Select from the data all lines with the word "this".

[Start MATERIAL PROVIDED]

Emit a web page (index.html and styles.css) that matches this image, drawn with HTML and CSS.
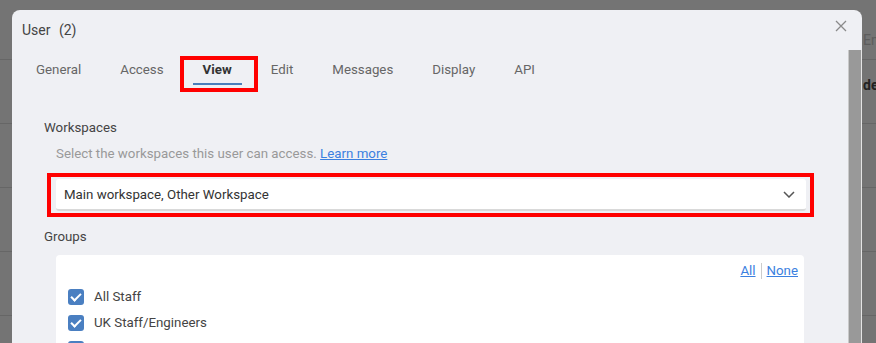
FILE: index.html
```html
<!DOCTYPE html>
<html lang="en">
<head>
    <meta charset="UTF-8">
    <meta name="viewport" content="width=device-width, initial-scale=1.0">
    <title>User</title>
    <link rel="stylesheet" href="styles.css">
</head>
<body>
    <!-- page behind the modal (dimmed) -->
    <div class="page">
        <div class="page-row page-head"><span></span><span class="cell-head">Email</span></div>
        <div class="page-row"><span></span><span class="cell-bold">dev@example.com</span></div>
        <div class="page-row"><span></span><span></span></div>
        <div class="page-row"><span></span><span></span></div>
        <div class="page-row"><span></span><span></span></div>
    </div>

    <div class="dialog">
        <div class="dialog-header">
            <div class="dialog-title">User <span class="count">(2)</span></div>
            <svg class="close" width="12" height="12" viewBox="0 0 12 12">
                <path d="M1 1 L11 11 M11 1 L1 11" stroke="#8a8a8a" stroke-width="1.3" fill="none"/>
            </svg>
        </div>
        <div class="dialog-scroll">
            <div class="dialog-main">
                <div class="tabs">
                    <div class="tab">General</div>
                    <div class="tab">Access</div>
                    <div class="tab active">View<span class="mark mark-tab"></span></div>
                    <div class="tab">Edit</div>
                    <div class="tab">Messages</div>
                    <div class="tab">Display</div>
                    <div class="tab">API</div>
                </div>
                <div class="dialog-body">
                    <div class="field-label">Workspaces</div>
                    <div class="field-help">Select the workspaces this user can access. <a href="#">Learn more</a></div>
                    <div class="mark-box">
                        <div class="select">
                            <span>Main workspace, Other Workspace</span>
                            <svg width="12" height="7" viewBox="0 0 12 7">
                                <path d="M1 1 L6 6 L11 1" stroke="#555" stroke-width="1.5" fill="none"/>
                            </svg>
                        </div>
                    </div>
                    <div class="field-label groups-label">Groups</div>
                    <div class="group-panel">
                        <div class="group-links"><a href="#">All</a><span class="sep"></span><a href="#">None</a></div>
                        <div class="group-list">
                            <label class="check-row"><span class="check"></span>All Staff</label>
                            <label class="check-row"><span class="check"></span>UK Staff/Engineers</label>
                            <label class="check-row"><span class="check"></span>US Staff</label>
                        </div>
                    </div>
                </div>
            </div>
            <div class="scrollbar"></div>
        </div>
    </div>
</body>
</html>
```

FILE: styles.css
```css
html, body {
    margin: 0;
    height: 100%;
    overflow: hidden;
}
body {
    font-family: Roboto, "Liberation Sans", Arial, sans-serif;
    font-size: 13.3px;
    background-color: #747474;
}
.page-row {
    display: grid;
    grid-template-columns: 863px 1fr;
    height: 63px;
    border-bottom: 1px solid #666;
    white-space: nowrap;
    overflow: hidden;
}
.page-head {
    height: 59px;
}
.cell-head {
    padding-top: 32px;
    line-height: 16px;
    color: #5d5d5d;
    font-size: 14px;
}
.cell-bold {
    padding-top: 17px;
    line-height: 16px;
    color: #222;
    font-weight: bold;
    font-size: 14px;
}
.dialog {
    position: absolute;
    left: 12px;
    top: 10px;
    width: 850px;
    height: 400px;
    background-color: #eff0f4;
    border-radius: 8px 8px 0 0;
    overflow: hidden;
    display: flex;
    flex-direction: column;
}
.dialog-header {
    height: 40px;
    display: flex;
    align-items: flex-start;
    justify-content: space-between;
    padding: 0 15px 0 10px;
}
.dialog-title {
    margin-top: 12px;
    font-size: 14px;
    line-height: 16px;
    color: #444;
}
.count {
    margin-left: 5px;
}
.close {
    margin-top: 10px;
}
.dialog-scroll {
    flex: 1;
    display: flex;
}
.dialog-main {
    flex: 1;
}
.scrollbar {
    width: 12px;
    background-color: #999;
    border-left: 1px solid #c9c9c9;
    border-right: 1px solid #e4e4e4;
}
.tabs {
    display: flex;
    gap: 19px;
    padding-left: 14px;
}
.tab {
    position: relative;
    padding: 12px 10px 6px;
    line-height: 15px;
    color: #666;
    border-bottom: 2px solid transparent;
}
.tab.active {
    color: #333;
    font-weight: bold;
    border-bottom-color: #4a7ebb;
}
/* red annotation boxes from the screenshot */
.mark-tab {
    position: absolute;
    left: -13px;
    right: -16px;
    top: 6px;
    bottom: -9px;
    border: 4px solid #ff0000;
}
.dialog-body {
    padding: 35px 30px 0 32px;
}
.field-label {
    line-height: 16px;
    color: #444;
}
.field-help {
    margin: 10px 0 0 12px;
    line-height: 16px;
    color: #999;
}
.field-help a, .group-links a {
    color: #3b80e0;
}
.mark-box {
    margin: 11px 4px 0 3px;
    padding: 2px 4px 2px 5px;
    border: 4px solid #ff0000;
}
.select {
    height: 30px;
    background-color: #fff;
    border-radius: 3px;
    border-bottom: 2px solid #d9d9d9;
    display: flex;
    align-items: center;
    justify-content: space-between;
    padding: 0 11px 0 8px;
    color: #333;
}
.groups-label {
    margin-top: 12px;
}
.group-panel {
    margin: 10px 14px 0 12px;
    background-color: #fff;
    border-radius: 4px;
    padding: 8px 6px 0 12px;
    height: 120px;
}
.group-links {
    display: flex;
    justify-content: flex-end;
    align-items: center;
    line-height: 16px;
}
.sep {
    width: 1px;
    height: 16px;
    background-color: #ccc;
    margin: 0 5px;
}
.group-list {
    margin-top: 10px;
    display: flex;
    flex-direction: column;
    gap: 10px;
}
.check-row {
    display: flex;
    align-items: center;
    gap: 10px;
    line-height: 16px;
    color: #444;
}
.check {
    width: 16px;
    height: 16px;
    border-radius: 3px;
    background-color: #4a7fc1;
    position: relative;
}
.check::after {
    content: "";
    position: absolute;
    left: 5px;
    top: 2px;
    width: 4px;
    height: 8px;
    border: solid #fff;
    border-width: 0 2px 2px 0;
    transform: rotate(45deg);
}
```
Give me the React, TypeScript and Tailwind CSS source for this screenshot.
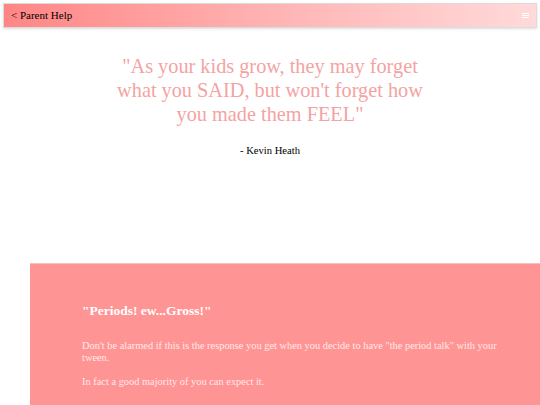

[End MATERIAL PROVIDED]

**SOLUTION TO THE EXERCISE**
Emit a web page (index.html and styles.css) that matches this image, drawn with HTML and CSS.
                    <div class="field-help">Select the workspaces this user can access. <a href="#">Learn more</a></div>
Give me the React, TypeScript and Tailwind CSS source for this screenshot.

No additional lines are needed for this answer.